Indeed, the Treasury must be considering seeking some form of continued participation in the EU’s VAT system given that ‘mapping exercises’ are being undertaken on how EU proposals would impact on parts of the UK VAT legislation.
However, the UK’s alignment with EU VAT rules seems fraught with practical difficulties.
By keeping ‘UK VAT processes as close as possible to what they are now’ does not futureproof the UK against significant changes to the EU VAT rules within the next few years. Technical amendments proposed to implement the EU’s principles or ‘cornerstones’ of the definitive VAT system will result in some 200 of the 408 articles in the VAT Directive being changed. Among these is the ‘destination principle’ whereby VAT on goods is taxable and accounted for in the member state of consumption, and a universal VAT threshold capped at €85,000 (approximately £75,000 which is significantly below the current UK threshold of £85,000). These proposed measures require the unanimous agreement of the member states, and member states only; as a ‘third country’ the UK will not be able to vote, or veto, these proposals. Alignment with future EU VAT rules would therefore mean the UK acceding to the wishes of the EU27.
There’s also consideration of the agreements and accords within the ‘Treaty on the Functioning of the European Union’ (TFEU) which provides for the harmonisation of taxes across member states. It may prove somewhat difficult for both the UK and EU to agree that some articles within TFEU would be applicable post-Brexit, but not others.
We must also consider the integral role of the Court of Justice of the European Union as it is the final arbiter in domestic interpretation of EU VAT rules, a ‘red line’ as far as the UK government seems to be concerned.
Finally, the Taxation (Cross-border Trade) Bill, currently before Parliament, provides for amendments to UK VAT provisions following Brexit, a primary content of which is the systematic elimination of all references to the EU and ‘member states’ from UK VAT legislation. In principle, this suggests that, although the UK government has been aware of the proposed EU changes for some considerable time, it does not envisage such being applicable in the UK. The impact of Mr Stride’s comments can only indicate that this proposed legislation would be shelved, or significantly altered before withdrawal, potentially impacting the EU (Withdrawal) Bill in the process.
It is welcome that the VAT implications of Brexit are now coming into focus and, without getting into the minutiae of detail, it can however be seen that, even at a very high level, the ramifications will have an impact on future negotiations.
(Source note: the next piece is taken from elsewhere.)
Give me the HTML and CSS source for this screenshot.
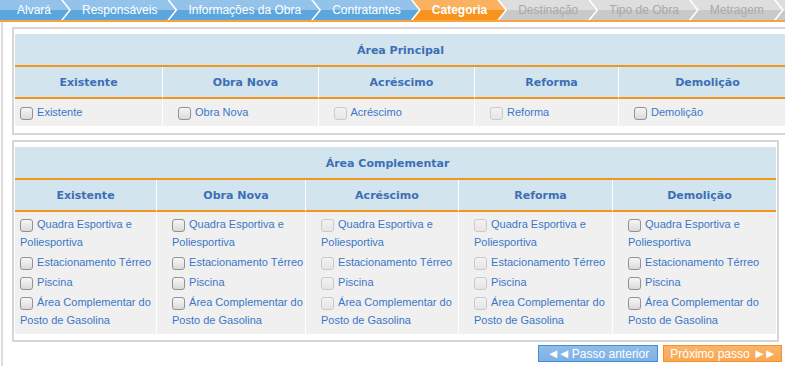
FILE: index.html
```html
<!DOCTYPE html>
<html lang="pt-BR">
<head>
    <meta charset="UTF-8">
    <meta name="viewport" content="width=device-width, initial-scale=1.0">
    <title>Categoria</title>
    <link rel="stylesheet" href="styles.css">
</head>
<body>
    <ul class="steps">
        <li class="step done first">Alvará</li>
        <li class="step done">Responsáveis</li>
        <li class="step done">Informações da Obra</li>
        <li class="step done">Contratantes</li>
        <li class="step current">Categoria</li>
        <li class="step">Destinação</li>
        <li class="step">Tipo de Obra</li>
        <li class="step">Metragem</li>
        <li class="step step-more"></li>
    </ul>

    <div class="page">
        <div class="panel">
            <table class="area area-main">
                <colgroup>
                    <col style="width: 147px">
                    <col style="width: 156px">
                    <col style="width: 156px">
                    <col style="width: 144px">
                    <col style="width: 168px">
                </colgroup>
                <thead>
                    <tr><th colspan="5" class="area-title">Área Principal</th></tr>
                    <tr class="col-heads">
                        <th>Existente</th>
                        <th>Obra Nova</th>
                        <th>Acréscimo</th>
                        <th>Reforma</th>
                        <th>Demolição</th>
                    </tr>
                </thead>
                <tbody>
                    <tr>
                        <td><label class="opt"><input type="checkbox"> Existente</label></td>
                        <td><label class="opt"><input type="checkbox"> Obra Nova</label></td>
                        <td><label class="opt"><input type="checkbox" disabled> Acréscimo</label></td>
                        <td><label class="opt"><input type="checkbox" disabled> Reforma</label></td>
                        <td><label class="opt"><input type="checkbox"> Demolição</label></td>
                    </tr>
                </tbody>
            </table>
        </div>

        <div class="panel panel-extra">
            <table class="area area-extra">
                <colgroup>
                    <col style="width: 141px">
                    <col style="width: 149px">
                    <col style="width: 153px">
                    <col style="width: 154px">
                    <col style="width: 164px">
                </colgroup>
                <thead>
                    <tr><th colspan="5" class="area-title">Área Complementar</th></tr>
                    <tr class="col-heads">
                        <th>Existente</th>
                        <th>Obra Nova</th>
                        <th>Acréscimo</th>
                        <th>Reforma</th>
                        <th>Demolição</th>
                    </tr>
                </thead>
                <tbody>
                    <tr>
                        <td>
                            <label class="opt"><input type="checkbox"> Quadra Esportiva e Poliesportiva</label>
                            <label class="opt"><input type="checkbox"> Estacionamento Térreo</label>
                            <label class="opt"><input type="checkbox"> Piscina</label>
                            <label class="opt"><input type="checkbox"> Área Complementar do Posto de Gasolina</label>
                        </td>
                        <td>
                            <label class="opt"><input type="checkbox"> Quadra Esportiva e Poliesportiva</label>
                            <label class="opt"><input type="checkbox"> Estacionamento Térreo</label>
                            <label class="opt"><input type="checkbox"> Piscina</label>
                            <label class="opt"><input type="checkbox"> Área Complementar do Posto de Gasolina</label>
                        </td>
                        <td>
                            <label class="opt"><input type="checkbox" disabled> Quadra Esportiva e Poliesportiva</label>
                            <label class="opt"><input type="checkbox" disabled> Estacionamento Térreo</label>
                            <label class="opt"><input type="checkbox" disabled> Piscina</label>
                            <label class="opt"><input type="checkbox" disabled> Área Complementar do Posto de Gasolina</label>
                        </td>
                        <td>
                            <label class="opt"><input type="checkbox" disabled> Quadra Esportiva e Poliesportiva</label>
                            <label class="opt"><input type="checkbox" disabled> Estacionamento Térreo</label>
                            <label class="opt"><input type="checkbox" disabled> Piscina</label>
                            <label class="opt"><input type="checkbox" disabled> Área Complementar do Posto de Gasolina</label>
                        </td>
                        <td>
                            <label class="opt"><input type="checkbox"> Quadra Esportiva e Poliesportiva</label>
                            <label class="opt"><input type="checkbox"> Estacionamento Térreo</label>
                            <label class="opt"><input type="checkbox"> Piscina</label>
                            <label class="opt"><input type="checkbox"> Área Complementar do Posto de Gasolina</label>
                        </td>
                    </tr>
                </tbody>
            </table>
        </div>

        <div class="actions">
            <button class="btn btn-prev"><span class="arr">◄◄</span> Passo anterior</button>
            <button class="btn btn-next">Próximo passo <span class="arr">►►</span></button>
        </div>
    </div>
</body>
</html>
```

FILE: styles.css
```css
body {
    margin: 0;
    background: #fff;
    font-family: "Liberation Sans", Arial, sans-serif;
    font-size: 11px;
}

/* wizard steps */
.steps {
    display: flex;
    margin: 0;
    padding: 0;
    list-style: none;
    height: 20px;
    overflow: hidden;
    white-space: nowrap;
    border-bottom: 2px solid #f6a443;
    background: #fff;
}
.step {
    flex: none;
    height: 20px;
    line-height: 20px;
    padding: 0 18px 0 19px;
    margin-left: -6px;
    font-size: 12px;
    color: #a9a9a9;
    background: linear-gradient(#dedede 50%, #c9c9c9 50%);
    clip-path: polygon(0 0, calc(100% - 8px) 0, 100% 50%, calc(100% - 8px) 100%, 0 100%, 8px 50%);
}
.step.first {
    margin-left: 0;
    padding-left: 17px;
    clip-path: polygon(0 0, calc(100% - 8px) 0, 100% 50%, calc(100% - 8px) 100%, 0 100%);
}
.step.done {
    color: #fff;
    background: linear-gradient(#93c3ea 50%, #5ba7dd 50%);
}
.step.current {
    color: #fff;
    font-weight: bold;
    background: linear-gradient(#fbb260 50%, #f7941e 50%);
}
.step-more {
    width: 60px;
}

/* content */
.page {
    margin-left: 1px;
    border-left: 2px solid #dcdcdc;
    padding: 5px 3px 0 0;
    overflow: hidden;
    height: 344px;
}
.panel {
    width: fit-content;
    margin-left: 9px;
    padding: 5px 1px 7px 1px;
    border: 2px solid #d6d6d6;
}
.panel-extra {
    margin-top: 5px;
    padding-bottom: 6px;
}

.area {
    border-collapse: separate;
    border-spacing: 0;
    table-layout: fixed;
}
.area-main {
    width: 771px;
}
.area-extra {
    width: 761px;
}
.area th {
    padding: 0;
    font-family: "DejaVu Sans", Verdana, sans-serif;
    font-size: 11px;
    font-weight: bold;
    color: #3d6fb5;
    background: #d2e4ee;
    border-bottom: 2px solid #f0961f;
}
.area-title {
    height: 29px;
}
.area th.area-title {
    padding-top: 2px;
}
.area-extra th.area-title {
    padding-right: 16px;
}
.col-heads th {
    height: 30px;
}
.col-heads th + th {
    padding-left: 10px;
    border-left: 1px solid #fff;
}
.area td {
    vertical-align: top;
    padding: 4px 0 5px 5px;
    background: #f0f0f0;
}
.area-extra td {
    padding: 3px 0 5px 5px;
}
.area td + td {
    padding-left: 15px;
    border-left: 1px solid #fff;
}

.opt {
    display: block;
    line-height: 18px;
    color: #3b77c6;
}
.opt + .opt {
    margin-top: 2px;
}
.opt input {
    appearance: none;
    -webkit-appearance: none;
    box-sizing: border-box;
    width: 13px;
    height: 13px;
    margin: 0 1px 0 0;
    vertical-align: -4px;
    border: 1px solid #929292;
    border-radius: 3px;
    background: linear-gradient(#f6f6f6, #dadada);
}
.opt input:disabled {
    border-color: #cacaca;
    background: linear-gradient(#f2f2f2, #e6e6e6);
}

/* navigation buttons */
.actions {
    display: flex;
    justify-content: flex-end;
    gap: 5px;
    margin-top: 3px;
}
.btn {
    box-sizing: border-box;
    width: 120px;
    height: 17px;
    padding: 0;
    font-family: "Liberation Sans", Arial, sans-serif;
    font-size: 12px;
    line-height: 15px;
    color: #fff;
    border: 1px solid;
    cursor: pointer;
}
.btn .arr {
    font-size: 13px;
    letter-spacing: -2px;
}
.btn-prev {
    background: linear-gradient(#8fbdea, #7fb1e4);
    border-color: #3f8fd7;
}
.btn-next {
    width: 119px;
    background: linear-gradient(#fab368, #f8a854);
    border-color: #f4922a;
}
```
Home >Articles > Is alignment with EU VAT rules post-Brexit wishful thinking?
Is alignment with EU VAT rules post-Brexit wishful thinking?
Whilst most of the commentary on Brexit has so far focussed on the government’s aim to have frictionless trade barriers in relation to customs duty, it seems that VAT may now be on the Brexit agenda; but will alignment with EU VAT rules work in practice?
We know that, without agreement on VAT, all goods, including those which arrive through the postal system, entering the UK will be subject to import VAT. We also know that, without the adequate infrastructure, including the role played by the UK’s Border Force, there could be serious delays and additional costs to supply chains.
What may not be so commonly known is the role that VAT plays in a functioning EU single market. That single market allows goods and services to be traded freely across borders within the EU. To make this easier for businesses – and avoid competitive distortions between them – EU countries have agreed to align their rules for taxing goods and services.
Minimum tax rates are therefore in place for VAT and excise duties, along with rules on how these taxes should be applied. Whilst governments are free to apply their own national rates above the EU minimums if they wish, the common VAT area does afford businesses the free flow of goods between member states and ensures that governments know that VAT has been correctly applied, thereby protecting revenues and combating tax avoidance.
Reports that Mel Stride, financial secretary to the Treasury, has sent a letter to a fellow MP stating that ‘the government aims to keep VAT processes after EU exit as close as possible to what they are now’ indicates that the implications of VAT are now on the Brexit agenda.
Indeed, the Treasury must be considering seeking some form of continued participation in the EU’s VAT system given that ‘mapping exercises’ are being undertaken on how EU proposals would impact on parts of the UK VAT legislation.
However, the UK’s alignment with EU VAT rules seems fraught with practical difficulties.
By keeping ‘UK VAT processes as close as possible to what they are now’ does not futureproof the UK against significant changes to the EU VAT rules within the next few years. Technical amendments proposed to implement the EU’s principles or ‘cornerstones’ of the definitive VAT system will result in some 200 of the 408 articles in the VAT Directive being changed. Among these is the ‘destination principle’ whereby VAT on goods is taxable and accounted for in the member state of consumption, and a universal VAT threshold capped at €85,000 (approximately £75,000 which is significantly below the current UK threshold of £85,000). These proposed measures require the unanimous agreement of the member states, and member states only; as a ‘third country’ the UK will not be able to vote, or veto, these proposals. Alignment with future EU VAT rules would therefore mean the UK acceding to the wishes of the EU27.
There’s also consideration of the agreements and accords within the ‘Treaty on the Functioning of the European Union’ (TFEU) which provides for the harmonisation of taxes across member states. It may prove somewhat difficult for both the UK and EU to agree that some articles within TFEU would be applicable post-Brexit, but not others.
We must also consider the integral role of the Court of Justice of the European Union as it is the final arbiter in domestic interpretation of EU VAT rules, a ‘red line’ as far as the UK government seems to be concerned.
Finally, the Taxation (Cross-border Trade) Bill, currently before Parliament, provides for amendments to UK VAT provisions following Brexit, a primary content of which is the systematic elimination of all references to the EU and ‘member states’ from UK VAT legislation. In principle, this suggests that, although the UK government has been aware of the proposed EU changes for some considerable time, it does not envisage such being applicable in the UK. The impact of Mr Stride’s comments can only indicate that this proposed legislation would be shelved, or significantly altered before withdrawal, potentially impacting the EU (Withdrawal) Bill in the process.
It is welcome that the VAT implications of Brexit are now coming into focus and, without getting into the minutiae of detail, it can however be seen that, even at a very high level, the ramifications will have an impact on future negotiations.